For, matching paradox with paradox, in the face of the fortresses of certitudes built on the enthusiastic liberation of the ego, moderation shows itself to be a possible antidote to lemming-like attitudes which, by definition, remain unaware of their own nature. And matching surprise with surprise, in the face of the repeated experience of the unusual summoned to the rescue of art, we may also mention that of putting craft at the service of one’s work, realizing against all odds that the feeling of freedom we experience by holding back the reins of freedom is by no means insignificant.
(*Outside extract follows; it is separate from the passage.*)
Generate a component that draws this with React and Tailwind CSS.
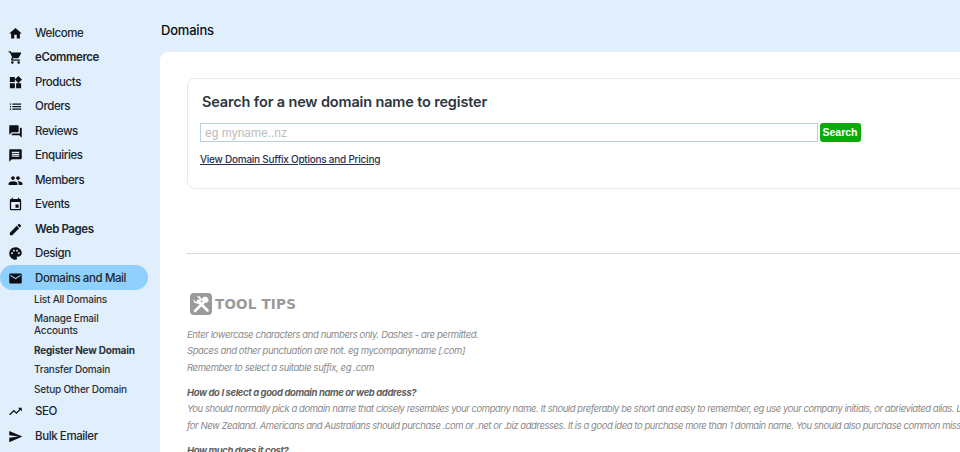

Matching scandal with scandal, in the face of the obsessive idealization of greener pastures, adjusting to the uncertainty of a sphere whose complexity we accept is by no means consistently alienating.
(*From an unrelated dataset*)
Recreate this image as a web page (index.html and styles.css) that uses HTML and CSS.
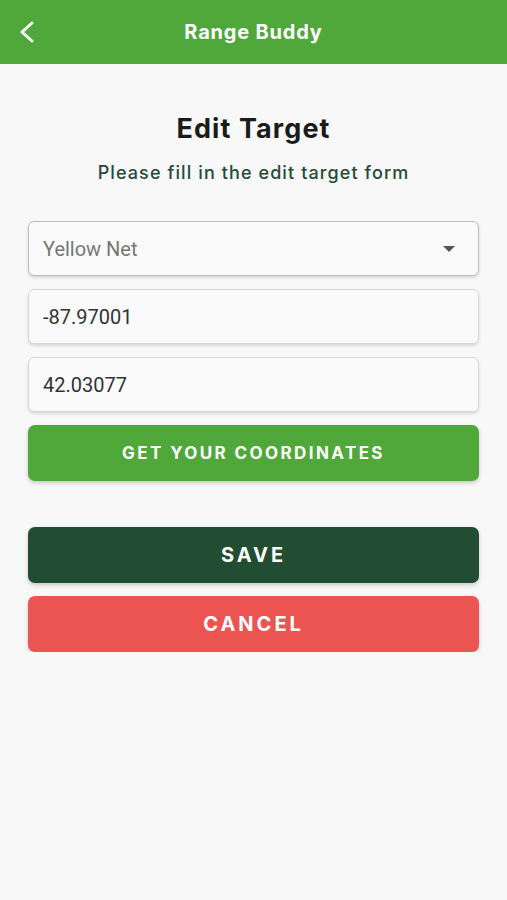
FILE: index.html
```html
<!DOCTYPE html>
<html lang="en">
<head>
    <meta charset="UTF-8">
    <meta name="viewport" content="width=device-width, initial-scale=1.0">
    <title>Range Buddy</title>
    <link rel="stylesheet" href="styles.css">
</head>
<body>
    <header class="barra">
        <button class="voltar" type="button" aria-label="Back">
            <svg width="16" height="22" viewBox="0 0 16 22"><path d="M13 2 L3 11 L13 20" fill="none" stroke="#ffffff" stroke-width="3" stroke-linecap="round" stroke-linejoin="round"/></svg>
        </button>
        <h1>Range Buddy</h1>
    </header>

    <main class="caixa">
        <h2>Edit Target</h2>
        <p class="sub">Please fill in the edit target form</p>

        <form class="form">
            <div class="campo select">
                <span class="placeholder">Yellow Net</span>
                <span class="seta"></span>
            </div>
            <div class="campo">-87.97001</div>
            <div class="campo">42.03077</div>
            <button type="button" class="btn verde">GET YOUR COORDINATES</button>

            <button type="button" class="btn escuro grande">SAVE</button>
            <button type="button" class="btn vermelho grande">CANCEL</button>
        </form>
    </main>
</body>
</html>
```
FILE: styles.css
```css
body {
    margin: 0;
    background-color: #f8f8f8;
    font-family: Inter, "Noto Sans", sans-serif;
}
.barra {
    height: 64px;
    background-color: #50a83a;
    display: flex;
    align-items: center;
    justify-content: center;
    position: relative;
}
.barra h1 {
    margin: 0;
    color: #ffffff;
    font-size: 20px;
    font-weight: 700;
    letter-spacing: 0.8px;
}
.voltar {
    position: absolute;
    left: 19px;
    top: 21px;
    background: none;
    border: none;
    padding: 0;
    display: flex;
}
.caixa {
    padding: 0 28px;
}
.caixa h2 {
    margin: 48px 0 0;
    text-align: center;
    font-size: 27px;
    font-weight: 700;
    color: #1b1b1b;
    line-height: 34px;
    letter-spacing: 1.1px;
}
.sub {
    margin: 14px 0 0;
    text-align: center;
    font-size: 18px;
    font-weight: 500;
    color: #264a3a;
    line-height: 26px;
    letter-spacing: 1.1px;
}
.form {
    margin-top: 35px;
    display: flex;
    flex-direction: column;
    gap: 13px;
}
.campo {
    height: 55px;
    box-sizing: border-box;
    background: #fafafa;
    border: 1px solid #d6d6d6;
    border-radius: 6px;
    box-shadow: 0 2px 3px rgba(0, 0, 0, 0.12);
    display: flex;
    align-items: center;
    padding: 0 14px;
    font-family: Roboto, sans-serif;
    font-size: 20px;
    color: #333333;
}
.select {
    justify-content: space-between;
    border-color: #bdbdbd;
}
.placeholder {
    color: #777777;
}
.seta {
    width: 0;
    height: 0;
    border-left: 6px solid transparent;
    border-right: 6px solid transparent;
    border-top: 6px solid #555555;
    margin-right: 9px;
}
.btn {
    height: 56px;
    border: none;
    border-radius: 7px;
    color: #ffffff;
    font-family: Inter, sans-serif;
    font-weight: 700;
    font-size: 17px;
    letter-spacing: 2.4px;
    box-shadow: 0 2px 4px rgba(0, 0, 0, 0.2);
    cursor: pointer;
}
.verde {
    background-color: #50a83a;
}
.grande {
    font-size: 20px;
    letter-spacing: 3px;
}
.escuro {
    background-color: #214d33;
    margin-top: 33px;
}
.vermelho {
    background-color: #ec5451;
}
```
These seemingly strange observations find an echo in the attempt to strike a balance between more or less excited and more or less exciting exo-factors, which would readily give nuance a chance as a telltale to alterity; they lead us to believe that accepting some common sense does not bar one from finding one’s own. Matching suggestion for suggestion, the incorrigible quibblers may also be tempted to find some affinities between the exploration of the infinitely small and of the infinitely sensible.
At any rate, persisting in finding some interest in swing, sound, harmony and melody, accepting that we only create music, whose capacity to stir people we still believe in, and hence continuing to create elaborate forms for exceptional soloists to toy around with and transcend… All of this may sound like a tall order. Invoking Dionysus by subjecting him to Apollo’s yoke will also raise some smiles. But we may very well acknowledge that this is the very thing we have to dare – to change, of course!